SOURCE DATA =>
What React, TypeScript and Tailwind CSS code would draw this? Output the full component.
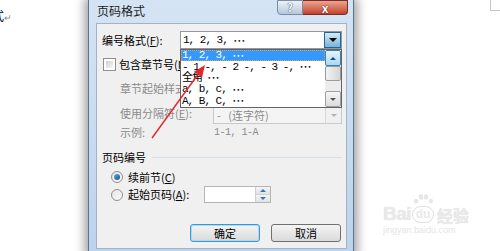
import React from 'react'

const listItems = ['1, 2, 3, ', '- 1 -, - 2 -, - 3 -, ', '全角 ', 'a, b, c, ', 'A, B, C, ']

function Dots() {
  return <span className="font-['DejaVu_Sans',sans-serif] text-[6px] tracking-[0.5px] align-middle">•••</span>
}

function Tri({ down = true, color = '#000', size = 4 }: { down?: boolean; color?: string; size?: number }) {
  return (
    <svg width={size * 2} height={size} viewBox="0 0 8 4">
      <path d={down ? 'M0 0h8L4 4z' : 'M0 4h8L4 0z'} fill={color} />
    </svg>
  )
}

function Radio({ on }: { on?: boolean }) {
  return (
    <div className="w-[12px] h-[12px] rounded-full border border-[#8e8f8f] bg-gradient-to-br from-[#e6e6e6] to-[#fafafa] flex items-center justify-center">
      {on && <div className="w-[6px] h-[6px] rounded-full bg-gradient-to-br from-[#5fb1e6] to-[#0b4f8e]" />}
    </div>
  )
}

function Btn({ label, focused }: { label: string; focused?: boolean }) {
  return (
    <div
      className={`w-[70px] h-[18px] rounded-[3px] border flex items-center justify-center text-[11px] text-black bg-gradient-to-b from-[#f4f4f4] to-[#dadada] ${
        focused ? 'border-[#3c98d4] shadow-[inset_0_0_0_1px_#a9dbf6]' : 'border-[#707070]'
      }`}
    >
      {label}
    </div>
  )
}

export default function App() {
  return (
    <div className="relative w-[500px] h-[251px] overflow-hidden bg-white font-['Noto_Sans_CJK_SC',sans-serif] flex pl-[88px]">
      {/* document behind the dialog */}
      <div className="absolute left-[-8px] top-[10px] flex items-end text-[12px] text-black leading-none">
        <span>式</span>
        <span className="text-[9px] text-[#888]">↵</span>
      </div>
      <div className="absolute left-[490px] top-0 w-[10px] h-[11px] border-l border-b border-[#c4c4c4]" />

      {/* dialog */}
      <div className="relative w-[266px] h-[256px] shrink-0 bg-gradient-to-b from-[#d5e4f4] to-[#bcd3ec] border-x border-b border-[#5e738c] shadow-[0_0_10px_3px_rgba(0,0,0,0.4)] flex flex-col">
        <div className="h-[23px] flex items-start justify-between pl-[8px] pr-[5px]">
          <div className="mt-[4px] text-[12px] leading-[14px] text-[#1b1b1b]">页码格式</div>
          <div className="flex h-[15px]">
            <div className="w-[26px] h-full rounded-bl-[4px] border border-[#7a8ca5] bg-gradient-to-b from-[#eef3f8] to-[#b7c7da] flex items-center justify-center text-[11px] font-bold text-white leading-none [text-shadow:0_0_1px_#3b4d63,0_0_1px_#3b4d63]">
              ?
            </div>
            <div className="w-[45px] h-full rounded-br-[4px] border border-l-0 border-[#7a2d22] bg-gradient-to-b from-[#e9a594] to-[#c2402a] flex items-center justify-center text-[12px] font-bold text-white leading-none [text-shadow:0_0_1px_#4a1409,0_0_1px_#4a1409]">
              x
            </div>
          </div>
        </div>

        {/* client */}
        <div className="ml-[7px] w-[251px] h-[226px] bg-[#f0f0f0] border border-[#9fb3c9] pt-[7px] pr-[4px] flex flex-col text-[11px] text-black">
          {/* 编号格式 */}
          <div className="flex items-center h-[18px] pl-[5px]">
            <div className="w-[78px] leading-none">
              编号格式(<span className="underline">F</span>):
            </div>
            <div className="relative w-[162px] h-[18px] bg-white border border-[#8e9aa8] flex">
              <div className="flex-1 pl-[2px] flex items-center font-['Liberation_Mono','Noto_Sans_CJK_SC',monospace] tracking-[-1px] whitespace-pre">
                1, 2, 3, <Dots />
              </div>
              <div className="w-[17px] h-full border border-[#2c628b] bg-gradient-to-b from-[#d2ecfa] to-[#76b3dc] flex items-center justify-center">
                <Tri />
              </div>
              {/* open list */}
              <div className="absolute z-10 left-[-1px] top-[17px] w-[162px] h-[59px] bg-white border border-[#646464] flex">
                <div className="flex-1 flex flex-col font-['Liberation_Mono','Noto_Sans_CJK_SC',monospace] tracking-[-1px] whitespace-pre">
                  {listItems.map((t, i) => (
                    <div
                      key={i}
                      className={`h-[11.4px] pl-[1px] flex items-center leading-none ${
                        i === 0 ? 'bg-[#3399ff] text-white outline-1 outline-dotted outline-[#e0a050] -outline-offset-1' : 'text-black'
                      }`}
                    >
                      {t}
                      <Dots />
                    </div>
                  ))}
                </div>
                <div className="w-[16px] flex flex-col bg-[#ececec]">
                  <div className="h-[16px] rounded-[2px] border border-[#3c7fb1] bg-gradient-to-b from-[#e6f5fd] to-[#a7d8f3] flex items-center justify-center">
                    <Tri down={false} color="#1c4a78" size={3} />
                  </div>
                  <div className="h-[15px] rounded-[2px] border border-[#9a9a9a] bg-gradient-to-r from-[#f2f2f2] to-[#d6d6d6]" />
                  <div className="flex-1" />
                  <div className="h-[16px] rounded-[2px] border border-[#a0a0a0] bg-gradient-to-b from-[#f6f6f6] to-[#dcdcdc] flex items-center justify-center">
                    <Tri color="#555" size={3} />
                  </div>
                </div>
              </div>
            </div>
          </div>

          {/* 包含章节号 */}
          <div className="mt-[9px] h-[13px] pl-[6px] flex items-center gap-[3px]">
            <div className="w-[13px] h-[13px] border border-[#8e8f8f] bg-white p-[2px]">
              <div className="w-full h-full bg-gradient-to-br from-[#d0d0d0] to-[#f6f6f6]" />
            </div>
            <div className="leading-none">
              包含章节号(<span className="underline">N</span>)
            </div>
          </div>

          <div className="mt-[9px] h-[17px] pl-[23px] flex items-center text-[#8b8b8b] leading-none">
            章节起始样式(<span className="underline">P</span>):
          </div>

          <div className="mt-[9px] h-[18px] pl-[23px] flex items-center text-[#8b8b8b]">
            <div className="w-[93px] leading-none -mt-[4px]">
              使用分隔符(<span className="underline">E</span>):
            </div>
            <div className="w-[129px] h-[17px] border border-[#c9c9c9] bg-[#f4f4f4] flex">
              <div className="flex-1 pl-[3px] flex items-center whitespace-pre leading-none">-   (连字符)</div>
              <div className="w-[16px] h-full border-l border-[#d8d8d8] bg-[#f0f0f0] flex items-center justify-center">
                <Tri color="#b3b3b3" size={3} />
              </div>
            </div>
          </div>

          <div className="mt-[2px] h-[13px] pl-[23px] flex items-center text-[#8b8b8b] leading-none">
            <div className="w-[94px]">示例:</div>
            <div className="font-['Liberation_Mono',monospace] text-[10px] tracking-[-0.5px] whitespace-pre">1-1, 1-A</div>
          </div>

          {/* 页码编号 group */}
          <div className="mt-[11px] h-[14px] pl-[5px] flex items-center gap-[6px]">
            <div className="leading-none">页码编号</div>
            <div className="flex-1 h-px bg-[#d5dfe5]" />
          </div>

          <div className="mt-[6px] h-[14px] pl-[14px] flex items-center gap-[5px]">
            <Radio on />
            <div className="leading-none">
              续前节(<span className="underline">C</span>)
            </div>
          </div>

          <div className="mt-[2px] h-[17px] pl-[14px] flex items-center">
            <Radio />
            <div className="w-[81px] pl-[5px] leading-none">
              起始页码(<span className="underline">A</span>):
            </div>
            <div className="w-[67px] h-[17px] border border-[#b5b5b5] bg-white flex justify-end">
              <div className="w-[15px] h-full flex flex-col border-l border-[#d0d0d0]">
                <div className="flex-1 bg-gradient-to-b from-[#f4f4f4] to-[#e2e2e2] border-b border-[#d0d0d0] flex items-center justify-center">
                  <Tri down={false} color="#3d75b0" size={3} />
                </div>
                <div className="flex-1 bg-gradient-to-b from-[#f4f4f4] to-[#e2e2e2] flex items-center justify-center">
                  <Tri color="#3d75b0" size={3} />
                </div>
              </div>
            </div>
          </div>

          <div className="mt-[21px] flex justify-end gap-[11px] pr-[1px]">
            <Btn label="确定" focused />
            <Btn label="取消" />
          </div>
        </div>
      </div>

      {/* red arrow annotation */}
      <svg className="absolute left-0 top-0 z-20 pointer-events-none" width="500" height="251">
        <line x1="152" y1="138" x2="199" y2="73" stroke="#e4262b" strokeWidth="1.4" />
        <path d="M205 65 L202 77.6 L193.9 71.8 Z" fill="#e4262b" />
      </svg>

      {/* watermark */}
      <div className="absolute left-[383px] top-[203px] flex flex-col items-start text-[#e9e9e9]">
        <div className="flex items-end gap-[1px] leading-none">
          <span className="font-['Liberation_Sans',sans-serif] font-bold text-[19px] tracking-[-0.5px] [text-shadow:0_0_1px_#dadada]">Bai</span>
          <span className="relative">
            <svg className="absolute left-[1px] -top-[9px]" width="20" height="10" viewBox="0 0 20 10">
              <ellipse cx="3" cy="7" rx="2.2" ry="2.6" fill="#e6e6e6" />
              <ellipse cx="8" cy="3" rx="2.2" ry="2.8" fill="#e6e6e6" />
              <ellipse cx="13" cy="3" rx="2.2" ry="2.8" fill="#e6e6e6" />
              <ellipse cx="18" cy="7" rx="2" ry="2.6" fill="#e6e6e6" />
            </svg>
            <span className="inline-flex items-center justify-center w-[22px] h-[17px] rounded-[9px] border border-[#dedede] font-['Liberation_Sans',sans-serif] font-bold text-[12px]">
              du
            </span>
          </span>
          <span className="text-[16px] font-bold ml-[2px] [text-shadow:0_0_1px_#dadada]">经验</span>
        </div>
        <div className="mt-[3px] font-['Liberation_Sans',sans-serif] text-[9px] leading-none text-[#e4e4e4]">jingyan.baidu.com</div>
      </div>
    </div>
  )
}
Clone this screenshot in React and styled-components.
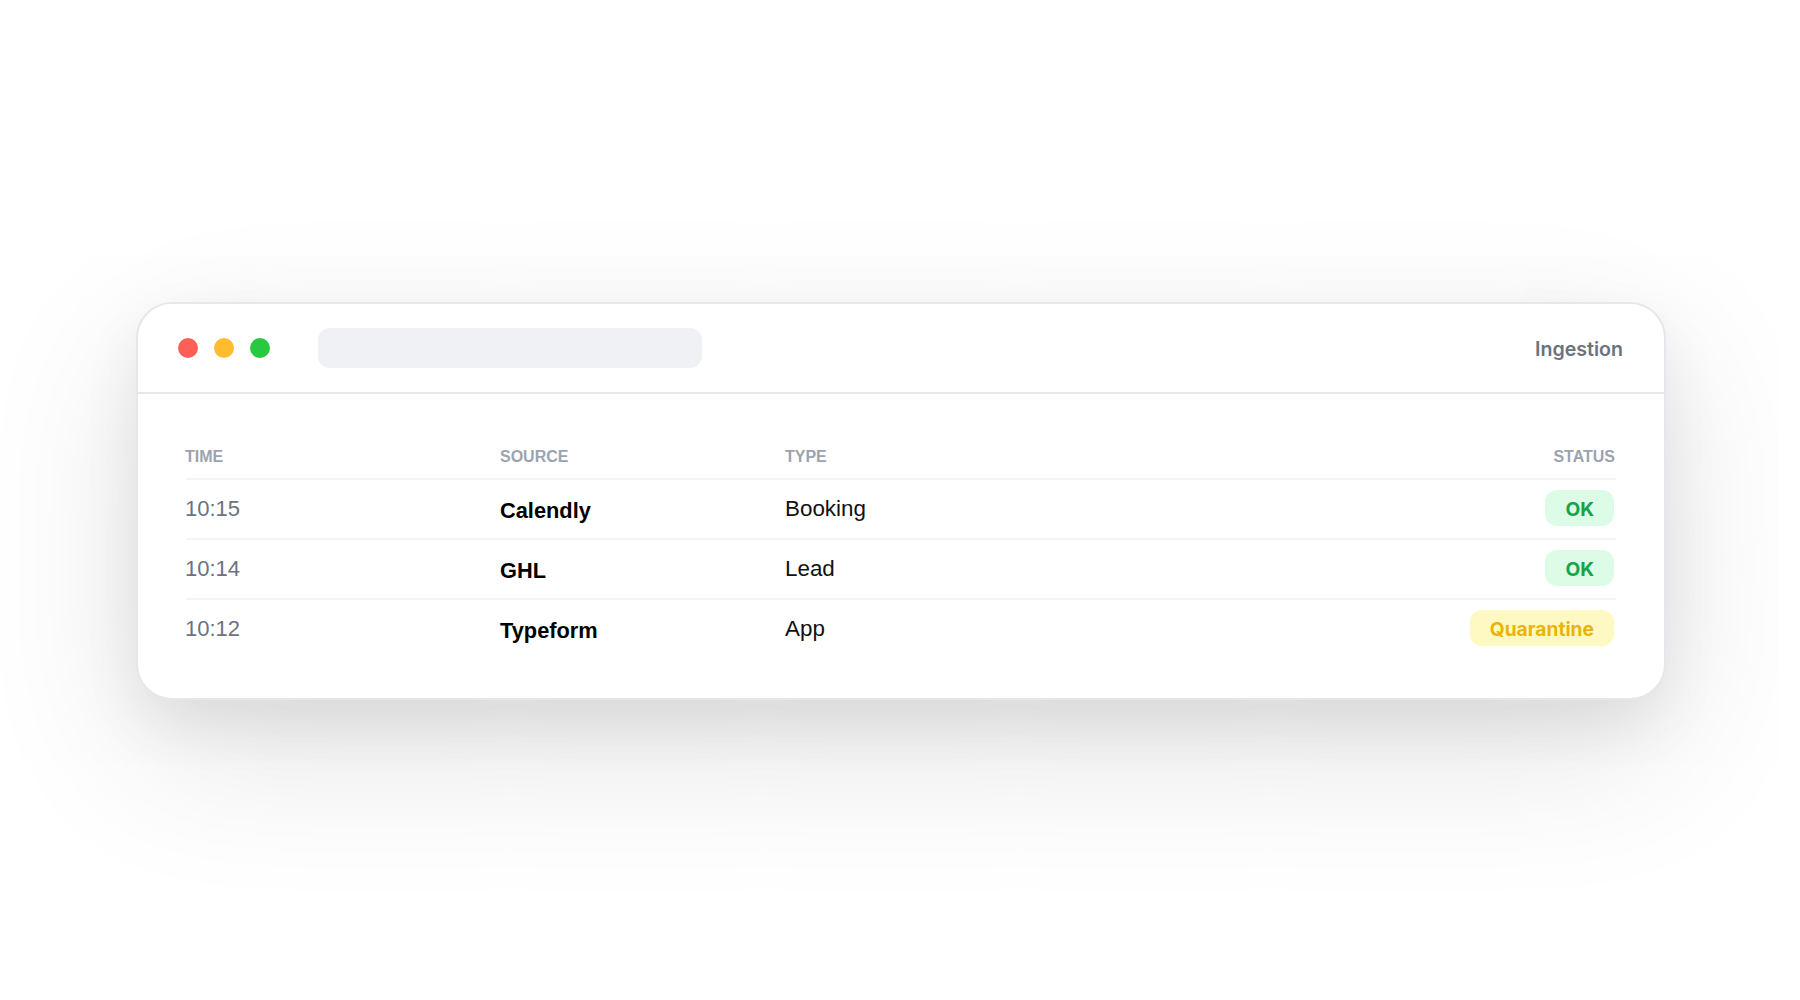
import React from "react";
import styled, { createGlobalStyle } from "styled-components";

const GlobalStyle = createGlobalStyle`
  html, body {
    margin: 0;
    height: 100%;
    background: #fff;
  }
  #root {
    height: 100%;
  }
`;

const Page = styled.div`
  height: 1000px;
  box-sizing: border-box;
  padding: 302px 134px 0 136px;
  overflow: hidden;
  font-family: Inter, "Liberation Sans", sans-serif;
`;

const Window = styled.div`
  height: 398px;
  box-sizing: border-box;
  background: #fff;
  border: 2px solid #e5e7eb;
  border-radius: 36px;
  box-shadow: 0 24px 60px rgba(0, 0, 0, 0.07), 0 50px 160px rgba(0, 0, 0, 0.12);
  overflow: hidden;
`;

const TitleBar = styled.div`
  display: flex;
  align-items: center;
  height: 90px;
  box-sizing: border-box;
  padding: 0 41px 0 40px;
  border-bottom: 2px solid #e5e7eb;
`;

const Lights = styled.div`
  display: flex;
  gap: 16px;
`;

const Light = styled.span`
  width: 20px;
  height: 20px;
  border-radius: 50%;
  background: ${(props) => props.color};
`;

const AddressBar = styled.div`
  width: 384px;
  height: 40px;
  margin-left: 48px;
  background: #f0f1f4;
  border-radius: 12px;
`;

const Title = styled.div`
  margin-left: auto;
  padding-top: 2px;
  font-size: 19.6px;
  font-weight: 600;
  color: #6b7280;
`;

const Body = styled.div`
  padding: 44px 48px 0;
`;

const Row = styled.div`
  display: grid;
  grid-template-columns: 314px 285px 1fr auto;
  align-items: center;
  box-sizing: border-box;
  height: ${(props) => (props.$head ? "42px" : "60px")};
  border-bottom: 2px solid ${(props) => (props.$last ? "transparent" : "#f3f4f6")};
`;

const HeadCell = styled.div`
  margin-left: ${(props) => (props.$first ? "-1px" : "0")};
  margin-right: ${(props) => (props.$right ? "1px" : "0")};
  padding-bottom: 2px;
  font-family: "Liberation Sans", Arial, sans-serif;
  font-size: 16px;
  font-weight: 700;
  color: #9ca3af;
  text-align: ${(props) => (props.$right ? "right" : "left")};
`;

const Time = styled.div`
  margin-left: -1px;
  font-family: "Liberation Sans", Arial, sans-serif;
  font-size: 22px;
  color: #6b7280;
`;

const Source = styled.div`
  padding-top: 3px;
  font-family: "Liberation Sans", Arial, sans-serif;
  font-size: 21.8px;
  font-weight: 700;
  color: #000;
`;

const Type = styled.div`
  font-family: "Liberation Sans", Arial, sans-serif;
  font-size: 22.4px;
  color: #111;
`;

const Pill = styled.span`
  display: block;
  justify-self: end;
  height: 36px;
  margin: 0 2px 2px 0;
  padding: 0 20px;
  border-radius: 12px;
  font-size: 19.2px;
  font-weight: 700;
  line-height: 38px;
  background: ${(props) => (props.$warn ? "#fef9c3" : "#dcfce7")};
  color: ${(props) => (props.$warn ? "#eab308" : "#16a34a")};
`;

const rows = [
  { time: "10:15", source: "Calendly", type: "Booking", status: "OK" },
  { time: "10:14", source: "GHL", type: "Lead", status: "OK" },
  { time: "10:12", source: "Typeform", type: "App", status: "Quarantine" },
];

export default function App() {
  return (
    <>
      <GlobalStyle />
      <Page>
        <Window>
          <TitleBar>
            <Lights>
              <Light color="#ff5f57" />
              <Light color="#febc2e" />
              <Light color="#28c840" />
            </Lights>
            <AddressBar />
            <Title>Ingestion</Title>
          </TitleBar>
          <Body>
            <Row $head>
              <HeadCell $first>TIME</HeadCell>
              <HeadCell>SOURCE</HeadCell>
              <HeadCell>TYPE</HeadCell>
              <HeadCell $right>STATUS</HeadCell>
            </Row>
            {rows.map((row, i) => (
              <Row key={row.time} $last={i === rows.length - 1}>
                <Time>{row.time}</Time>
                <Source>{row.source}</Source>
                <Type>{row.type}</Type>
                <Pill $warn={row.status !== "OK"}>{row.status}</Pill>
              </Row>
            ))}
          </Body>
        </Window>
      </Page>
    </>
  );
}
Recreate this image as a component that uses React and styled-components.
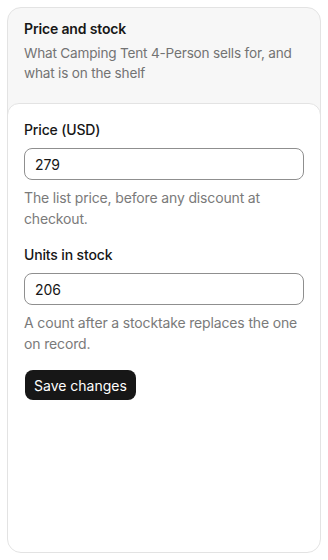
import styled, { createGlobalStyle } from "styled-components";

const GlobalStyle = createGlobalStyle`
  html, body {
    margin: 0;
    background: #ffffff;
    font-family: Inter, "Noto Sans", sans-serif;
    letter-spacing: -0.15px;
    -webkit-font-smoothing: antialiased;
  }
  * { box-sizing: border-box; }
`;

const Page = styled.div`
  padding: 7px;
`;

const Card = styled.section`
  width: 314px;
  height: 546px;
  display: flex;
  flex-direction: column;
  background: #f7f7f7;
  border: 1px solid #e3e3e3;
  border-radius: 14px;
  overflow: hidden;
`;

const Header = styled.header`
  display: flex;
  flex-direction: column;
  gap: 4px;
  padding: 11px 16px 20px;
`;

const Title = styled.h2`
  margin: 0;
  font-size: 14px;
  line-height: 20px;
  font-weight: 600;
  color: #171717;
`;

const Subtitle = styled.p`
  margin: 0;
  font-size: 13.6px;
  line-height: 20px;
  letter-spacing: -0.2px;
  color: #737373;
`;

const Panel = styled.form`
  flex: 1;
  display: flex;
  flex-direction: column;
  align-items: flex-start;
  margin: 0 -1px -1px;
  padding: 16px 16px;
  background: #ffffff;
  border: 1px solid #e3e3e3;
  border-radius: 12px 12px 14px 14px;
`;

const Field = styled.div`
  width: 100%;
  display: flex;
  flex-direction: column;
  margin-bottom: 16px;
`;

const Label = styled.label`
  font-size: 14px;
  line-height: 20px;
  font-weight: 500;
  color: #171717;
  margin-bottom: 8px;
`;

const Input = styled.input`
  width: 100%;
  height: 32px;
  padding: 0 10px;
  font: inherit;
  font-size: 14px;
  color: #171717;
  background: #ffffff;
  border: 1px solid #8f8f8f;
  border-radius: 8px;
  outline: none;
`;

const Help = styled.p`
  margin: 7px 0 0;
  font-size: 14px;
  line-height: 21px;
  color: #7a7a7a;
`;

const Button = styled.button`
  margin-left: 1px;
  height: 30px;
  padding: 0 9px;
  font: inherit;
  font-size: 14px;
  color: #ffffff;
  background: #171717;
  border: none;
  border-radius: 8px;
  cursor: pointer;
`;

export default function App() {
  return (
    <Page>
      <GlobalStyle />
      <Card>
        <Header>
          <Title>Price and stock</Title>
          <Subtitle>What Camping Tent 4-Person sells for, and what is on the shelf</Subtitle>
        </Header>
        <Panel onSubmit={(e) => e.preventDefault()}>
          <Field>
            <Label htmlFor="price">Price (USD)</Label>
            <Input id="price" defaultValue="279" />
            <Help>The list price, before any discount at checkout.</Help>
          </Field>
          <Field>
            <Label htmlFor="stock">Units in stock</Label>
            <Input id="stock" defaultValue="206" />
            <Help>A count after a stocktake replaces the one on record.</Help>
          </Field>
          <Button type="submit">Save changes</Button>
        </Panel>
      </Card>
    </Page>
  );
}
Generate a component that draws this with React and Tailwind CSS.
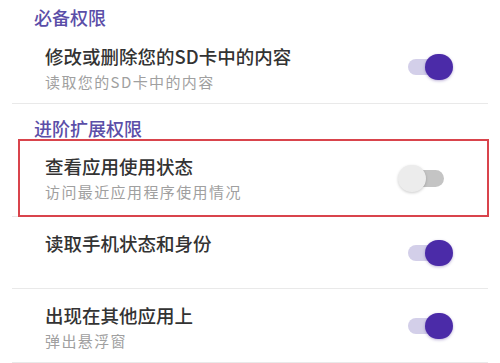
import React from "react";

function Toggle({ on }) {
  if (on) {
    return (
      <div className="flex items-center shrink-0">
        <div className="w-[30px] h-[16px] rounded-full bg-[#d3cfe9]" />
        <div className="relative z-10 -ml-[13px] w-[28px] h-[26px] rounded-full bg-[#4b2ba8] shadow-[0_1px_3px_rgba(60,30,140,0.35)]" />
      </div>
    );
  }
  return (
    <div className="flex items-center shrink-0 mr-[9px]">
      <div className="relative z-10 w-[28px] h-[27px] rounded-full bg-[#ececec] shadow-[0_1px_3px_rgba(0,0,0,0.2)]" />
      <div className="-ml-[10px] w-[28px] h-[17px] rounded-r-full bg-[#c4c4c4]" />
    </div>
  );
}

function Row({ title, sub, on, height, boxed }) {
  return (
    <div
      className="relative mx-[12px] border-b border-[#e9e9e9] flex items-center justify-between pl-[33px] pr-[35px]"
      style={{ height }}
    >
      <div className="self-start pt-[13px]">
        <p className="text-[18.5px] leading-[26px] font-medium text-[#333333]">{title}</p>
        {sub && (
          <p className="mt-[3px] text-[15px] leading-[20px] tracking-[1.4px] text-[#a0a0a0]">{sub}</p>
        )}
      </div>
      <Toggle on={on} />
      {boxed && (
        <div className="absolute left-[6px] right-[-1px] top-[-1px] bottom-[-1px] border-2 border-[#d9444c] pointer-events-none" />
      )}
    </div>
  );
}

export default function App() {
  return (
    <div
      className="w-[500px] h-[363px] bg-white overflow-hidden"
      style={{ fontFamily: '"Noto Sans CJK SC", "Noto Sans", sans-serif' }}
    >
      <div className="h-[30px] pl-[34px] pt-[4px] text-[18px] leading-[26px] font-medium text-[#5b4ea8]">必备权限</div>
      <Row title="修改或删除您的SD卡中的内容" sub="读取您的SD卡中的内容" on height={74} />
      <div className="h-[36px] pl-[34px] pt-[11px] text-[18px] leading-[26px] font-medium text-[#5b4ea8]">进阶扩展权限</div>
      <Row title="查看应用使用状态" sub="访问最近应用程序使用情况" on={false} height={77} boxed />
      <Row title="读取手机状态和身份" on height={72} />
      <Row title="出现在其他应用上" sub="弹出悬浮窗" on height={74} />
    </div>
  );
}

TASK BRIEF =>
Return every line in the listing that contains the word "React".

FULL RESPONSE =>
What React, TypeScript and Tailwind CSS code would draw this? Output the full component.
import React from 'react'
Clone this screenshot in React and styled-components.
import React from "react";
Recreate this image as a component that uses React and styled-components.
Generate a component that draws this with React and Tailwind CSS.
import React from "react";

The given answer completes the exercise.